Having had our fill of the diver, we continued north through increasingly wintry conditions, arriving at Goswick Sands - despite Google maps best efforts to mislead us. We soon picked up some scoter on the sea to the south, but they were distant and the sea itself had a big swell, making viewing very tricky. Having picked our way through the Long-tailed Ducks, Great Northern and Red-throated Divers and a few auks, we were about to give up when we noted a larger scoter flock the north, which hadn't been present a short while earlier. Yomping through the dunes, we got ourselves in position, only for the weather to close in, with snow making visibility very poor. About to give up again, the weather suddenly cleared, the flock came closer into shore, and there was the Black Scoter. Sea conditions made photographing it impossible, but we enjoyed half decent views, including in flight. 

Goswick Sands
Tracking down the scoter flock in the snow
Black Scoter - it was out there!

Continuing north through more snow, we had a brief detour off the A1 for a Great Grey Shrike, which we saw well (despite my protestations that it was going to be a waste of time), sat in a tree on a narrow strip of land between the A1 and the east coast railway line. We were assisted by a chap who had spotted the bird from the A1, and had come round to view it from the parallel road we were on.

Great Grey Shrike

With time against us, we bypassed Surf Scoter and American Wigeon, arriving at Strathclyde Country Park in Motherwell late afternoon. Carpark 4 was duly found, and the search for a Ring-billed Gull began. Unfortunately there were thousands of gulls all along the loch (which they presumably use for roosting), and no sign of the RBG, so we cut our losses.

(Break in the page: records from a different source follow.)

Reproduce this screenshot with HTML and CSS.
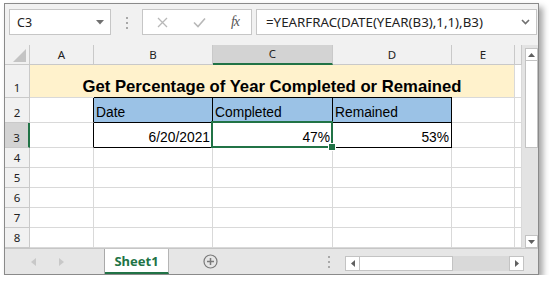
FILE: index.html
```html
<!DOCTYPE html>
<html lang="en">
<head>
    <meta charset="UTF-8">
    <title>Get Percentage of Year Completed or Remained</title>
    <link rel="stylesheet" href="styles.css">
</head>
<body>
    <div class="window">
        <div class="formula-bar">
            <div class="name-box">
                <span>C3</span>
                <svg width="8" height="5" viewBox="0 0 8 5"><path d="M0 0h8L4 4.5z" fill="#707070"/></svg>
            </div>
            <div class="grip"><i></i><i></i><i></i></div>
            <div class="fx-box">
                <svg width="11" height="11" viewBox="0 0 11 11"><path d="M1 1L10 10M10 1L1 10" stroke="#b8b8b8" stroke-width="1.3"/></svg>
                <svg width="13" height="11" viewBox="0 0 13 11"><path d="M1 5.5l4 4L12 1.5" stroke="#b8b8b8" stroke-width="1.6" fill="none"/></svg>
                <span class="fx">fx</span>
            </div>
            <div class="formula-input">
                <span>=YEARFRAC(DATE(YEAR(B3),1,1),B3)</span>
                <svg width="9" height="6" viewBox="0 0 9 6"><path d="M1 1l3.5 3.5L8 1" stroke="#707070" stroke-width="1.6" fill="none"/></svg>
            </div>
        </div>

        <div class="sheet">
            <div class="grid">
                <!-- column headers -->
                <div class="hd corner"><svg width="13" height="13" viewBox="0 0 13 13"><path d="M13 0V13H0z" fill="#c4c4c4"/></svg></div>
                <div class="hd col">A</div>
                <div class="hd col">B</div>
                <div class="hd col active-col">C</div>
                <div class="hd col">D</div>
                <div class="hd col">E</div>
                <div class="hd col"></div>

                <!-- row 1 -->
                <div class="hd row">1</div>
                <div class="cell title">Get Percentage of Year Completed or Remained</div>
                <div class="cell"></div>

                <!-- row 2 -->
                <div class="hd row">2</div>
                <div class="cell edge"></div>
                <div class="cell tbl head">Date</div>
                <div class="cell tbl head">Completed</div>
                <div class="cell tbl head">Remained</div>
                <div class="cell"></div>
                <div class="cell"></div>

                <!-- row 3 -->
                <div class="hd row active-row">3</div>
                <div class="cell edge"></div>
                <div class="cell tbl num">6/20/2021</div>
                <div class="cell tbl num selected">47%<span class="sel"></span><span class="handle"></span></div>
                <div class="cell tbl num">53%</div>
                <div class="cell"></div>
                <div class="cell"></div>

                <div class="hd row">4</div>
                <div class="cell"></div><div class="cell"></div><div class="cell"></div><div class="cell"></div><div class="cell"></div><div class="cell"></div>
                <div class="hd row">5</div>
                <div class="cell"></div><div class="cell"></div><div class="cell"></div><div class="cell"></div><div class="cell"></div><div class="cell"></div>
                <div class="hd row">6</div>
                <div class="cell"></div><div class="cell"></div><div class="cell"></div><div class="cell"></div><div class="cell"></div><div class="cell"></div>
                <div class="hd row">7</div>
                <div class="cell"></div><div class="cell"></div><div class="cell"></div><div class="cell"></div><div class="cell"></div><div class="cell"></div>
                <div class="hd row">8</div>
                <div class="cell"></div><div class="cell"></div><div class="cell"></div><div class="cell"></div><div class="cell"></div><div class="cell"></div>
            </div>

            <div class="vscroll">
                <div class="sbtn"><svg width="7" height="4" viewBox="0 0 7 4"><path d="M0 4h7L3.5 0z" fill="#606060"/></svg></div>
                <div class="vthumb"></div>
                <div class="vtrack"></div>
                <div class="sbtn"><svg width="7" height="4" viewBox="0 0 7 4"><path d="M0 0h7L3.5 4z" fill="#606060"/></svg></div>
            </div>
        </div>

        <div class="tabbar">
            <div class="tab-nav">
                <svg width="5" height="8" viewBox="0 0 5 8"><path d="M5 0v8L0 4z" fill="#c8c8c8"/></svg>
                <svg width="5" height="8" viewBox="0 0 5 8"><path d="M0 0v8l5-4z" fill="#c8c8c8"/></svg>
            </div>
            <div class="tab">Sheet1</div>
            <div class="add-sheet">
                <svg width="15" height="15" viewBox="0 0 15 15"><circle cx="7.5" cy="7.5" r="6.5" stroke="#7a7a7a" stroke-width="1.2" fill="none"/><path d="M7.5 4v7M4 7.5h7" stroke="#7a7a7a" stroke-width="1.5"/></svg>
            </div>
            <div class="grip tab-grip"><i></i><i></i><i></i></div>
            <div class="hscroll">
                <div class="sbtn"><svg width="4" height="7" viewBox="0 0 4 7"><path d="M4 0v7L0 3.5z" fill="#606060"/></svg></div>
                <div class="hthumb"></div>
                <div class="htrack"></div>
                <div class="sbtn"><svg width="4" height="7" viewBox="0 0 4 7"><path d="M0 0v7l4-3.5z" fill="#606060"/></svg></div>
            </div>
        </div>
    </div>
</body>
</html>
```

FILE: styles.css
```css
body { margin: 0; padding: 3px 0 0 4px; background: #fff; font-family: "Liberation Sans", Arial, sans-serif; }
.window { width: 535px; height: 272px; box-sizing: border-box; border: 1px solid #8a8a8a; background: #f1f1f1; box-shadow: 4px 4px 6px rgba(0,0,0,0.35); display: flex; flex-direction: column; overflow: hidden; }

/* formula bar */
.formula-bar { height: 41px; box-sizing: border-box; padding: 5px 1px 0 4px; display: flex; align-items: flex-start; }
.name-box, .fx-box, .formula-input { height: 26px; box-sizing: border-box; background: #fff; border: 1px solid #c6c6c6; display: flex; align-items: center; }
.name-box { width: 102px; padding: 0 6px 0 7px; justify-content: space-between; font-family: "Noto Sans", sans-serif; font-size: 12.5px; color: #222; }
.grip { width: 31px; flex-shrink: 0; display: flex; flex-direction: column; align-items: center; gap: 3px; padding-top: 8px; }
.grip i { display: block; width: 2px; height: 2px; background: #a8a8a8; }
.fx-box { width: 110px; padding: 0 12px 0 14px; justify-content: space-between; }
.fx { font-family: "Liberation Serif", serif; font-style: italic; font-size: 14px; color: #555; letter-spacing: -1px; }
.formula-input { flex: 1; margin-left: 4px; padding: 0 6px 0 9px; justify-content: space-between; font-family: "Noto Sans", sans-serif; font-size: 13.3px; color: #222; }

/* grid */
.sheet { display: flex; }
.grid { display: grid; grid-template-columns: 25px 64px 119px 120px 119px 63px 7px; grid-template-rows: 20px 33px 25px 25px repeat(5, 20px); background: #fff; }
.grid > div { box-sizing: border-box; border-right: 1px solid #d9d9d9; border-bottom: 1px solid #d9d9d9; display: flex; align-items: flex-end; overflow: visible; }
.hd { background: #f1f1f1; font-family: "Noto Sans", sans-serif; font-size: 11.5px; color: #222; justify-content: center; }
.grid > .hd { border-color: #c9c9c9; }
.hd.col { align-items: center; padding-bottom: 1px; }
.hd.row { padding-bottom: 2px; line-height: 14px; }
.corner { justify-content: flex-end; align-items: flex-end; padding: 0 3px 2px 0; }
.grid > .active-col { background: #d3d3d3; border-bottom: 2px solid #217346; }
.grid > .active-row { background: #d3d3d3; border-right: 2px solid #217346; }

.cell { font-size: 13.8px; line-height: 15px; padding: 0 2px 2px 2px; color: #000; position: relative; }
.grid > .title { grid-column: 2 / span 5; background: #fff2cc; justify-content: center; font-weight: bold; font-size: 16.7px; line-height: 19px; padding-bottom: 1px; }
.grid > .edge { border-right-color: #000; }
.grid > .tbl { border-right-color: #000; border-bottom-color: #000; }
.head { background: #9bc2e6; box-shadow: 0 -1px 0 #000; }
.num { justify-content: flex-end; }
.sel { position: absolute; top: -2px; left: -2px; right: -1px; bottom: -1px; border: 2px solid #217346; z-index: 2; }
.handle { position: absolute; right: -4px; bottom: -4px; width: 6px; height: 6px; background: #217346; border: 1px solid #fff; z-index: 3; }

/* vertical scrollbar */
.vscroll { width: 16px; height: 203px; box-sizing: border-box; padding: 3px 0 0 3px; display: flex; flex-direction: column; background: #e3e3e3; }
.sbtn { width: 13px; height: 13px; flex-shrink: 0; box-sizing: border-box; background: #fff; border: 1px solid #c3c3c3; display: flex; align-items: center; justify-content: center; }
.vthumb { height: 87px; background: #fff; border: 1px solid #c3c3c3; border-top: none; box-sizing: border-box; }
.vtrack { flex: 1; }

/* sheet tabs */
.tabbar { height: 26px; box-sizing: border-box; border-top: 1px solid #c6c6c6; background: #e6e6e6; display: flex; align-items: stretch; }
.tabbar > div { flex-shrink: 0; }
.tab-nav { width: 100px; box-sizing: border-box; border-right: 1px solid #a9a9a9; display: flex; align-items: center; padding-left: 26px; gap: 23px; }
.tab { width: 64px; box-sizing: border-box; background: #fff; border-right: 1px solid #b5b5b5; border-bottom: 2px solid #217346; display: flex; align-items: center; justify-content: center; font-family: "Noto Sans", sans-serif; font-weight: bold; font-size: 13px; color: #217346; }
.add-sheet { width: 82px; display: flex; align-items: center; justify-content: center; }
.tab-grip { width: 12px; padding-top: 7px; margin-left: 72px; }
.hscroll { display: flex; margin: 7px 0 0 10px; height: 15px; }
.hscroll .sbtn { width: 15px; height: 15px; }
.hthumb { width: 93px; height: 15px; box-sizing: border-box; background: #fff; border: 1px solid #c3c3c3; border-left: none; }
.htrack { width: 56px; background: #d9d9d9; }
```
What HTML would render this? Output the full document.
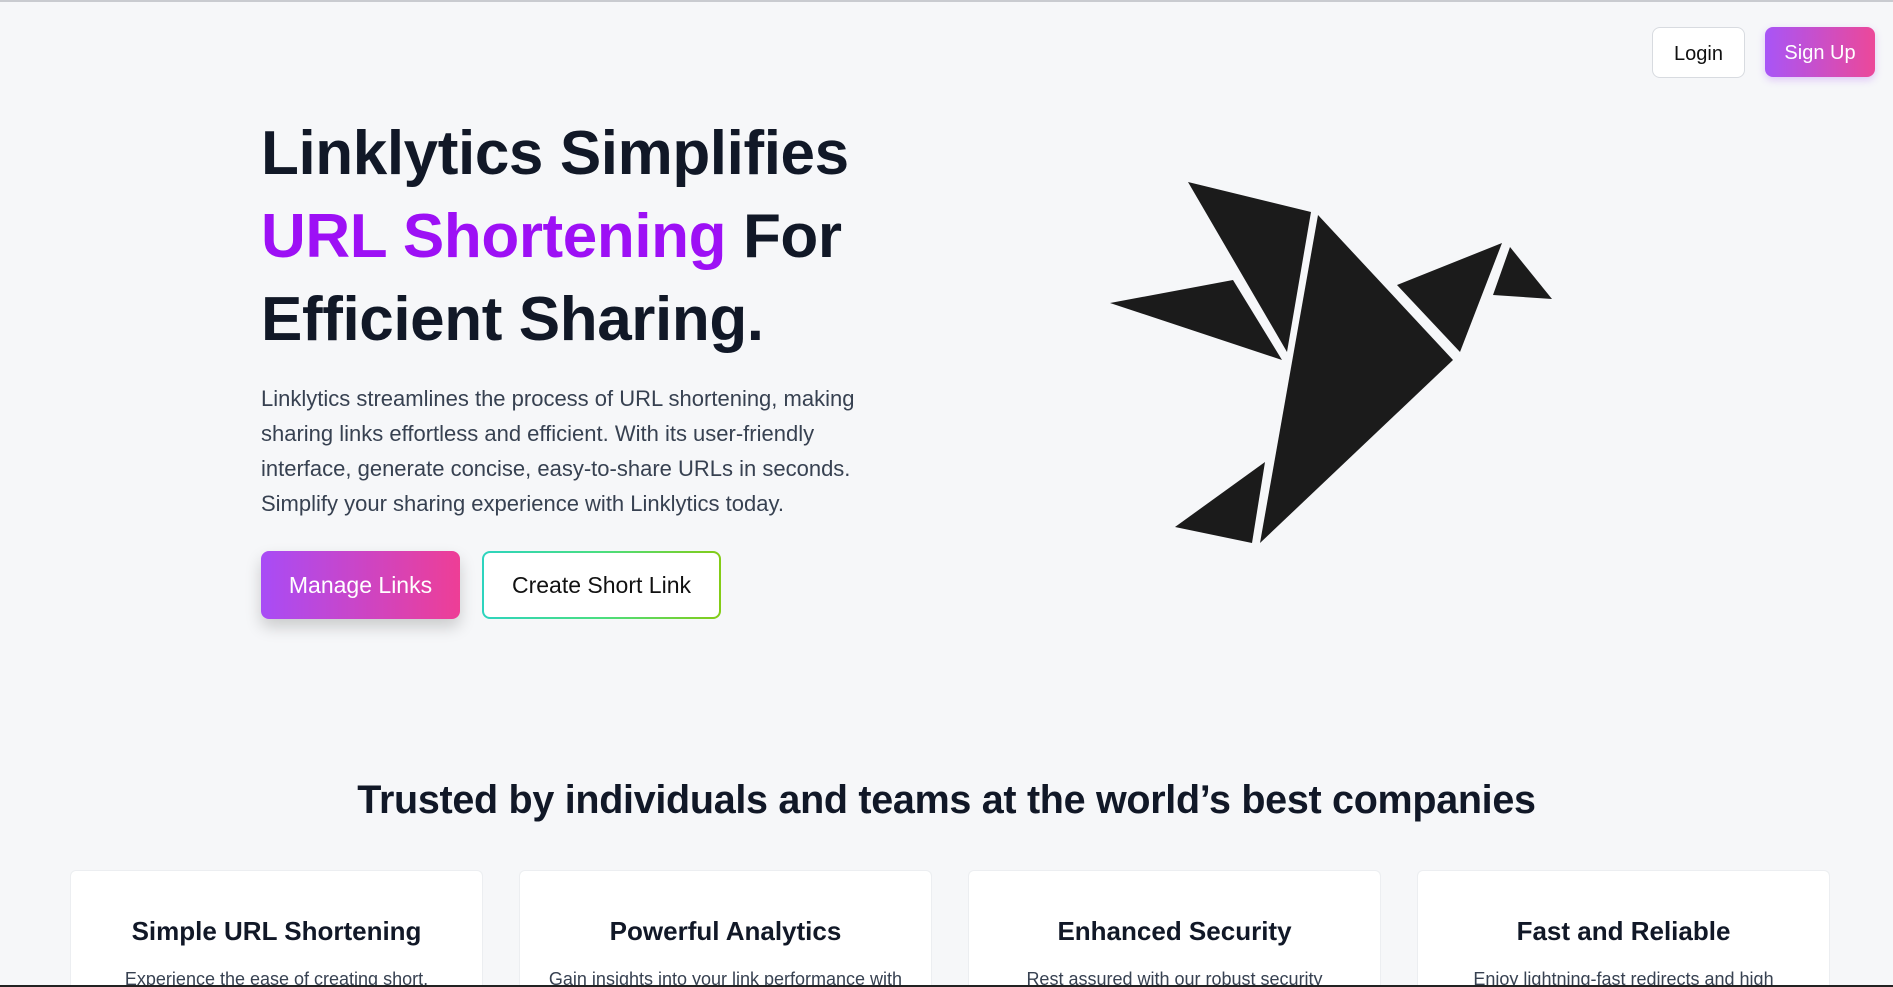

Having over-nighted just south of Lochwinnoch, we began Saturday on the shores of Loch Barr, in search on the long-staying Hooded Merganser. After a couple of hours without seeing it, I became convinced it must be tucked under the far shore, where there were a lot of duck. When they all flushed, and maybe 100 birds (mainly Teal) flew out onto the loch, I knew this was going to be our moment. So we scanned... and scanned... and scanned some more. But no sign of the Hoodie. And so, after a total of eight and a half hours of scanning, with checks of Kilbirnie Loch and a brief break for lunch, we couldn't find hide nor hair (nor indeed feather) it. It had been seen the previous evening, which spurred on thoughts about whether we shouldn't have bothered with the RBG... And even more frustratingly, it was then seen the following day! Sometimes I hate birding. Still, we had lovely views of Goosander

Lochwinnoch - lovely!
I think I've had enough of Lochwinnoch
What an awful place

All of this made the 3 hour journey down to Lancaster drag even more than it might of done, but it did mean that we were out an about looking for geese on the Lancashire mosses nice an early. They were streaming in from the west, and we duly noted where most of them were landing, finding a huge flock of Pink-footed Geese (thousands and thousands) at Braides. Part of the flock was obscured, but amongst the birds that we could see, we eventually picked out the Todd's Canada Goose, slightly larger than the Pinks but it would be dwarfed by our normal Canadas. Also present were up to 7 Eurasian White-fronts, and a single Barnacle Goose. The former was one of our main targets, but the Red-breasted Goose, our other main target, couldn't be found, despite scrutinising more geese around Skronkey - of course, it was seen later in the morning after we'd departed.

Todd's Canada Goose
Two Euro WFG
Pinks in flight

Our final stop of the trip was a rather unprepossessing place on the south side of Southport, where a very average looking grass field held 6 Cattle Egrets, and similar numbers of Littles. I then dropped DC off with his family, and headed for home. 

Two of the 6 Cattle Egrets
Cattle and Little Egrets

All in all, it was a good trip, with highlights being Pine Bunting (DC only), Eastern Black Redstart, Glaucous and Iceland Gulls, Pacific Diver, Great Grey Shrike, Todd's Canada Goose and Cattle Egret - although our luck (or lack thereof) with the Hooded Merg is particularly galling (and Ring-billed Gull and Red-breasted Goose can also be counted as dips). Perhaps we were looking down the wrong end of our scopes for the Hoodie, or perhaps it had gone on a day trip somewhere else. But I suppose you can't win 'em all.